## Task brief:
Only the number is wanted: count the lines in the data with "image" in them.

## Supplied records:

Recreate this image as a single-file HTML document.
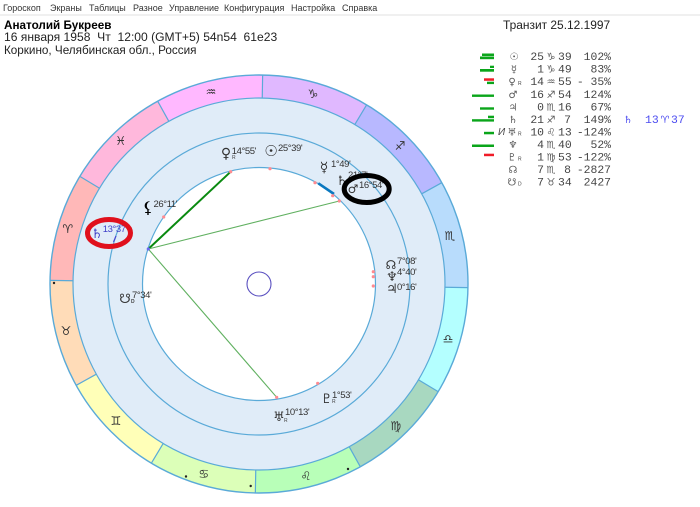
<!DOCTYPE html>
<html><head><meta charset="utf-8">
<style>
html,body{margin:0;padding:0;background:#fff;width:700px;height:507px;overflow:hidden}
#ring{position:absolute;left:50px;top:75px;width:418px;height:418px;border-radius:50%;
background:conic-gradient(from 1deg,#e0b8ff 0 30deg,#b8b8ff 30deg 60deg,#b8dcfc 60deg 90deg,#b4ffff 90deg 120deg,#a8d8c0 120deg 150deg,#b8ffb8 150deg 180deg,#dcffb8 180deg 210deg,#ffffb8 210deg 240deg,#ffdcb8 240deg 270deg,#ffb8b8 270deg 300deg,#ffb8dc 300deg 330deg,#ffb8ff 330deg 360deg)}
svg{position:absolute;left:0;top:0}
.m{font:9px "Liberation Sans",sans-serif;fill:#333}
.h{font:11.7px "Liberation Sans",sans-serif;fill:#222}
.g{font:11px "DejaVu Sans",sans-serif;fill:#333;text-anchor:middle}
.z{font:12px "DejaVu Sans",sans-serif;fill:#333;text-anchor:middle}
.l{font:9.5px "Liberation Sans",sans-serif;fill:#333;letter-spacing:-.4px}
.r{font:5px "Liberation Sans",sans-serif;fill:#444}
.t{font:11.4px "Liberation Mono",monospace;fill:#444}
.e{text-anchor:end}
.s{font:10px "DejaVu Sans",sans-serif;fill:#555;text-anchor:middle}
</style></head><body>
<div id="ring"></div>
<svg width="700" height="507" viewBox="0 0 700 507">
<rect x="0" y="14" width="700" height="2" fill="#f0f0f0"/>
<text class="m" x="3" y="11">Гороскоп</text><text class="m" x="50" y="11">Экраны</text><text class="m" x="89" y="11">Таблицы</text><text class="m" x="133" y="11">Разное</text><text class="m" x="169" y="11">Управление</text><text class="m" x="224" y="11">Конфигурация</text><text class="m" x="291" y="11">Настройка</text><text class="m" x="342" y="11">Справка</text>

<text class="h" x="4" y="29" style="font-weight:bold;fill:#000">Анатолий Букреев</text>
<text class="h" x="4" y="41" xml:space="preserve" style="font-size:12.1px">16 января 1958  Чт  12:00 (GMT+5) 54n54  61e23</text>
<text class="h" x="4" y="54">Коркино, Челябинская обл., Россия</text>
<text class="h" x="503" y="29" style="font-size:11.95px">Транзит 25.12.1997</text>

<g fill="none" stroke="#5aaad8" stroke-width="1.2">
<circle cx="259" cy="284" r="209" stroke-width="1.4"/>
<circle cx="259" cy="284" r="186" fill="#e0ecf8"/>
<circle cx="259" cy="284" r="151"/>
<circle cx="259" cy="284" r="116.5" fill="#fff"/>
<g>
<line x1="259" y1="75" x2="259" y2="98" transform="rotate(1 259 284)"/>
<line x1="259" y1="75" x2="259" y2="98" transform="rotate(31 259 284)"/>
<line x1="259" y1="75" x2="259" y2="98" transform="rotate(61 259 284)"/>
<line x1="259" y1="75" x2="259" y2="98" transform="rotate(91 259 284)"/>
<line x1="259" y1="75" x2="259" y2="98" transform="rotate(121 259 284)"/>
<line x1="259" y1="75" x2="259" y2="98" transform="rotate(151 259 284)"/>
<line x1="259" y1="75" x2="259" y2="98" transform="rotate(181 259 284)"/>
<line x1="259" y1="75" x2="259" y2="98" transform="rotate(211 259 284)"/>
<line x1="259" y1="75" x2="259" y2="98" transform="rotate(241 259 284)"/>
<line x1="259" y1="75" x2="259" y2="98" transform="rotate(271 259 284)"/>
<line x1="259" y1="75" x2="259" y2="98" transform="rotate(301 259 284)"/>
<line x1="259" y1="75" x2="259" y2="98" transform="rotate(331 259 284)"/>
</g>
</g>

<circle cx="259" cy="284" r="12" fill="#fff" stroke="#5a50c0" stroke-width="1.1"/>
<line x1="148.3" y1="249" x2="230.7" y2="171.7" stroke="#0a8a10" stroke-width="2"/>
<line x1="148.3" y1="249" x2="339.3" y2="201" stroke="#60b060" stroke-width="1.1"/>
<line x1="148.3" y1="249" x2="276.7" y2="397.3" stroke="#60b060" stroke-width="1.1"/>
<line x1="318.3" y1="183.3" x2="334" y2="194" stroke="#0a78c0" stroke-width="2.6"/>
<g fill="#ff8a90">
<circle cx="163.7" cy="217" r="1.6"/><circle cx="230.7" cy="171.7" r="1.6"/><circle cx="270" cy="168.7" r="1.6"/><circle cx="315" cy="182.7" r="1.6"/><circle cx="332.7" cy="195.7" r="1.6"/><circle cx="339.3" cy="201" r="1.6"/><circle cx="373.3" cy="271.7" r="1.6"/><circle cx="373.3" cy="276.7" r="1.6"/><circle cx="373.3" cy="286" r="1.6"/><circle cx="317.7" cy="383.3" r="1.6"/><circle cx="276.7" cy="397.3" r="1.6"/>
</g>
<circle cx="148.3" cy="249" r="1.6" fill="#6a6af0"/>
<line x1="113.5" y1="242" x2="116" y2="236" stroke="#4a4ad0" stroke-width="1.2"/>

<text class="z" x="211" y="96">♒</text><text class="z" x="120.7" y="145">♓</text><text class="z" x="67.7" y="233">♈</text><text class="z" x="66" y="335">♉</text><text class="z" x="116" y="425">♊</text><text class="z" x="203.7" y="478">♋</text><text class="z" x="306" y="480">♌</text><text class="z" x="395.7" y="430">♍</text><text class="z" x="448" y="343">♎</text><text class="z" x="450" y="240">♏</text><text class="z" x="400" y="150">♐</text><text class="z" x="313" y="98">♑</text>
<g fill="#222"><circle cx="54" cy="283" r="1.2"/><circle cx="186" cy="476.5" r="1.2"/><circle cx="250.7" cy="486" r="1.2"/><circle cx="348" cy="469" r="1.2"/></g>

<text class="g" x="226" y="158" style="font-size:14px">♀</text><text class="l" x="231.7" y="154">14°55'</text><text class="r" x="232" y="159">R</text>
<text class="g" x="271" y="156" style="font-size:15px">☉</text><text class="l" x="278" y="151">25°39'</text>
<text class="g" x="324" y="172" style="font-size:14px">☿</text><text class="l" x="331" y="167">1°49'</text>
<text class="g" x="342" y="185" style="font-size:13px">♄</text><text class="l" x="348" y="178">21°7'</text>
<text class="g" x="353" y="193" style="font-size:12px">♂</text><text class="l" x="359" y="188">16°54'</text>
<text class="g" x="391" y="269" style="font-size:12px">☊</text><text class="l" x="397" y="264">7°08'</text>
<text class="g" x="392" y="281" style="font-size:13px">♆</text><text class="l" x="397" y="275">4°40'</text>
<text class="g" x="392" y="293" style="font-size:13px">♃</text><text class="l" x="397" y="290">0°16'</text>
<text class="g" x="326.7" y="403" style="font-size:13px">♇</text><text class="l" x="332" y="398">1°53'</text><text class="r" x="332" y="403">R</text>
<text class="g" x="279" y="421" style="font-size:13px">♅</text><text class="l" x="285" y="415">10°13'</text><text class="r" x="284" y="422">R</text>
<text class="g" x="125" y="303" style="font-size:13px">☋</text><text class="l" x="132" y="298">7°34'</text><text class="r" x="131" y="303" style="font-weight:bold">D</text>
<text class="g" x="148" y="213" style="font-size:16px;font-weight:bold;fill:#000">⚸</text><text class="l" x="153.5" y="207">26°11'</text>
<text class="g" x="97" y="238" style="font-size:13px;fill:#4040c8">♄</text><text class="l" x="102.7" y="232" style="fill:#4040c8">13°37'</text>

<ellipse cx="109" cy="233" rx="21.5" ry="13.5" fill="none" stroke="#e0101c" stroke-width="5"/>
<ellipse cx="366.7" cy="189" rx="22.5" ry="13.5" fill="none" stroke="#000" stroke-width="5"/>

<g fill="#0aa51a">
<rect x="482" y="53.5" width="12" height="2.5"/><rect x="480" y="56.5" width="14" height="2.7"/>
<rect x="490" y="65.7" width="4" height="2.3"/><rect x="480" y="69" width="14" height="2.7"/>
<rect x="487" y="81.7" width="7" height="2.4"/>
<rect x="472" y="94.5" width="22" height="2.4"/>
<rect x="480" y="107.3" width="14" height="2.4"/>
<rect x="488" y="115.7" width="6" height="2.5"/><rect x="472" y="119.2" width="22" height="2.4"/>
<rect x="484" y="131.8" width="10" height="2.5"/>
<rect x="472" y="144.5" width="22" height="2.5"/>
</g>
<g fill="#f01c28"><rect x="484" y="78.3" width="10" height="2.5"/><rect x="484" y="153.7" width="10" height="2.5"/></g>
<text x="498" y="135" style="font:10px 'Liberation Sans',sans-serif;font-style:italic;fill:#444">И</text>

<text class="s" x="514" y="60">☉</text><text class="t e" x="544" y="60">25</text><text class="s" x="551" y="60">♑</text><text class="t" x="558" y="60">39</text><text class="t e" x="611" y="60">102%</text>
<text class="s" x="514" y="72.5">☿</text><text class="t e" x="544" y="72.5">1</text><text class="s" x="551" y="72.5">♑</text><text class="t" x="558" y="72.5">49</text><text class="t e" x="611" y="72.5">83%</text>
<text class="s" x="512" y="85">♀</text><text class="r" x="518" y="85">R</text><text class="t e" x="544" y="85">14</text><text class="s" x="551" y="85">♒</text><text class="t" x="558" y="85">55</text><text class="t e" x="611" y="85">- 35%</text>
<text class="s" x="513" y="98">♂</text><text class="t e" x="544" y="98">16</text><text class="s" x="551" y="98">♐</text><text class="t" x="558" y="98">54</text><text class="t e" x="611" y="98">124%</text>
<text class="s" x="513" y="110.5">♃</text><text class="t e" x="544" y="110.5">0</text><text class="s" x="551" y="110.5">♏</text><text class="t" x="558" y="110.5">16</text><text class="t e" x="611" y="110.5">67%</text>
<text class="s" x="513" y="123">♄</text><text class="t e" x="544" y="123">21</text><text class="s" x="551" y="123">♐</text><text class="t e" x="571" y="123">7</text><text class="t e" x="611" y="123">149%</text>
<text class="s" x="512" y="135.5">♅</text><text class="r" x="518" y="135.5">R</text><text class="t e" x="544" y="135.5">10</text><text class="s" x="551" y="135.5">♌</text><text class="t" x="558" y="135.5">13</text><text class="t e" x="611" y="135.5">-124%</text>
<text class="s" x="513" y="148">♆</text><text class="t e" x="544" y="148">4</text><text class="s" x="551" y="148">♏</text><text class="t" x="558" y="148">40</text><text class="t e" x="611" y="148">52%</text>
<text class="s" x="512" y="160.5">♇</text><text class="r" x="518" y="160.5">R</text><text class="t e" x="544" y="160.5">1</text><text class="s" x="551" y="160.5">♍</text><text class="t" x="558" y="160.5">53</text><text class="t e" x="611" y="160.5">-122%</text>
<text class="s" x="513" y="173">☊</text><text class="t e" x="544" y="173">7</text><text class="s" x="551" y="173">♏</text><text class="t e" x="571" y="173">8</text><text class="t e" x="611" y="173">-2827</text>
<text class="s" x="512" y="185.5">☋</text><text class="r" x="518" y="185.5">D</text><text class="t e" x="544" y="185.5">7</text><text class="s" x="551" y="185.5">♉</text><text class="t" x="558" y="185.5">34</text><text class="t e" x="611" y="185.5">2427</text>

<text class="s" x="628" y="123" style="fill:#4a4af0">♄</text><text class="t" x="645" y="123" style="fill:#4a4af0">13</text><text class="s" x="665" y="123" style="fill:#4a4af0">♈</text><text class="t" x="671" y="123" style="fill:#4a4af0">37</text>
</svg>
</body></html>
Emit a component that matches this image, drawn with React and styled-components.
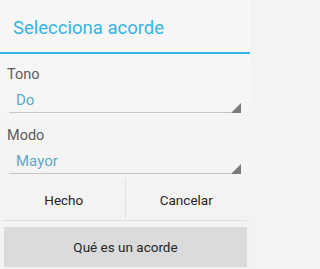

## Reply to the task:
2